OEMs and major system integrators aren't expected to have problems getting supplies of the Socket 478 CPUs, but retail sellers of boxed CPUs are expected to be on the bottom of the totem pole because they represent a smaller portion of Intel's business. Because many of Taiwan's board makers have considerable exposure to the retail channel market, there is some apprehension over how attentive Intel will be to supplying that sector.
Motherboard makers are expected to be among the first top-tier electronics companies in Taiwan to benefit from the August rollout of Brookdale. Since June, sales have steadily risen, and that trend is expected to continue as Brookdale and seasonal factors spark demand. But even though big expectations are being heaped on the P4 for the second half, no one here seems to be saying a second-half rebound is in the works.
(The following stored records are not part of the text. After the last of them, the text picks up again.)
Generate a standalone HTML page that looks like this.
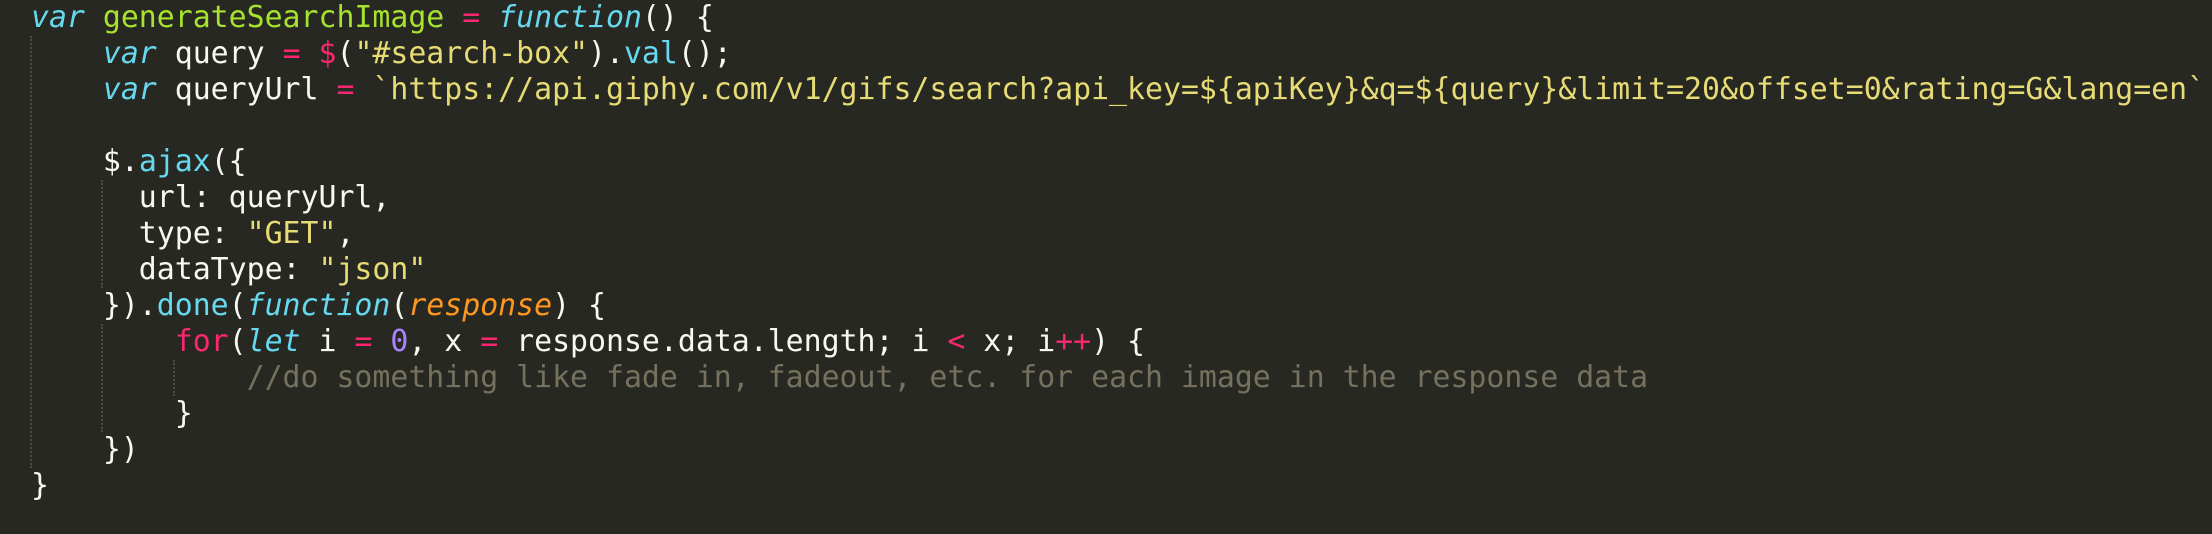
<!DOCTYPE html>
<html><head><meta charset="utf-8"><style>
html,body{margin:0;padding:0;background:#272822;width:2212px;height:534px;overflow:hidden}
pre{margin:0;position:absolute;left:31px;top:0;font-family:"DejaVu Sans Mono","Liberation Mono",monospace;font-size:29.85px;line-height:36px;color:#f8f8f2;white-space:pre}
.k{color:#66d9ef;font-style:italic}.g{color:#a6e22e}.p{color:#f92672}.c{color:#66d9ef}.s{color:#e6db74}.o{color:#fd971f;font-style:italic}.n{color:#ae81ff}.cm{color:#75715e}
.gd{position:absolute;width:0;border-left:2px dotted #4a4b43}
</style></head><body>
<div class="gd" style="left:30px;top:36px;height:432px"></div>
<div class="gd" style="left:101px;top:180px;height:108px"></div>
<div class="gd" style="left:101px;top:324px;height:108px"></div>
<div class="gd" style="left:173px;top:360px;height:36px"></div>
<pre><span class="k">var</span> <span class="g">generateSearchImage</span> <span class="p">=</span> <span class="k">function</span>() {
    <span class="k">var</span> query <span class="p">=</span> <span class="p">$</span>(<span class="s">"#search-box"</span>).<span class="c">val</span>();
    <span class="k">var</span> queryUrl <span class="p">=</span> <span class="s">`https://api.giphy.com/v1/gifs/search?api_key=${apiKey}&amp;q=${query}&amp;limit=20&amp;offset=0&amp;rating=G&amp;lang=en`</span>

    $.<span class="c">ajax</span>({
      url: queryUrl,
      type: <span class="s">"GET"</span>,
      dataType: <span class="s">"json"</span>
    }).<span class="c">done</span>(<span class="k">function</span>(<span class="o">response</span>) {
        <span class="p">for</span>(<span class="k">let</span> i <span class="p">=</span> <span class="n">0</span>, x <span class="p">=</span> response.data.length; i <span class="p">&lt;</span> x; i<span class="p">++</span>) {
            <span class="cm">//do something like fade in, fadeout, etc. for each image in the response data</span>
        }
    })
}</pre>
</body></html>
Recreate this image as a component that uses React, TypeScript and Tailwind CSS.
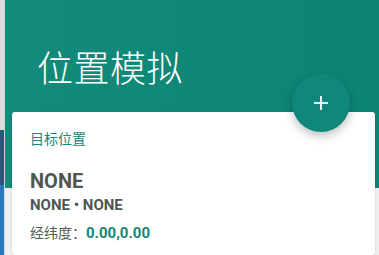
import React from "react";

export default function App() {
  return (
    <div
      className="w-[379px] h-[255px] flex overflow-hidden bg-[#f1f1f1]"
      style={{ fontFamily: "Roboto, 'Noto Sans CJK SC', sans-serif" }}
    >
      <div className="w-[4px] flex flex-col shrink-0">
        <div className="h-[130px] bg-[#d9dddc]" />
        <div className="h-[55px] bg-[#1b5d78]" />
        <div className="flex-1 bg-[#2a78c0]" />
      </div>
      <div className="w-[1px] bg-[#cfd8d6] shrink-0" />
      <div className="flex-1 relative flex flex-col">
        <div className="h-[188px] bg-gradient-to-r from-[#128b7b] to-[#0b8474] shrink-0">
          <div className="pt-[52px] pl-[32px] text-white text-[36px] leading-[36px] font-light tracking-[0.5px]">
            位置模拟
          </div>
        </div>
        <div className="mt-[-76px] ml-[7px] mr-[4px] bg-white rounded-[3px] shadow-[0_1px_3px_rgba(0,0,0,0.15)] pl-[18px] pt-[20px] h-[160px] relative">
          <div className="text-[14px] leading-[14px] text-[#16867a]">目标位置</div>
          <div className="mt-[25px] text-[20px] leading-[20px] font-bold text-[#4e5753]">NONE</div>
          <div className="mt-[7px] text-[15px] leading-[15px] font-bold text-[#4e5753]">NONE • NONE</div>
          <div className="mt-[13px] text-[15px] leading-[15px] flex items-center">
            <span className="text-[14px] text-[#555c59]">经纬度：</span>
            <span className="font-bold text-[#16877a]">0.00,0.00</span>
          </div>
        </div>
        <div className="absolute left-[287px] top-[74px] w-[58px] h-[58px] rounded-full bg-[#0f877a] shadow-[0_4px_10px_rgba(0,0,0,0.25)] flex items-center justify-center">
          <svg width="16" height="16" viewBox="0 0 16 16">
            <path d="M8 1v14M1 8h14" stroke="#e6f5f2" strokeWidth="2" />
          </svg>
        </div>
      </div>
    </div>
  );
}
PC watchers mostly agree that any boost in the P4 market simply means fewer P3s will be sold, leaving the PC pie roughly the same size.
Yet with the economy in Taiwan at a two-decade low, even small signs of an uptick in demand are carefully watched. "Everybody is basically holding their breath and crossing their fingers and hoping this [Brookdale launch] works, because we all need something to spur demand," said one Asustek manager.
Chris Hsieh, a semiconductor analyst at ING Barings, said that even though the P4 market will grow at the expense of the P3, "it still means that technology counts." People are still upgrading, he said, and that pace is expected to ratchet up in the fourth quarter once the Socket 478 Pentiums get a better hold on the market. Because the Socket 423 was only a temporary product, Hsieh thinks there will be a surge in sales when Intel ships the Socket 478 CPU, which is intended for a longer run on the market.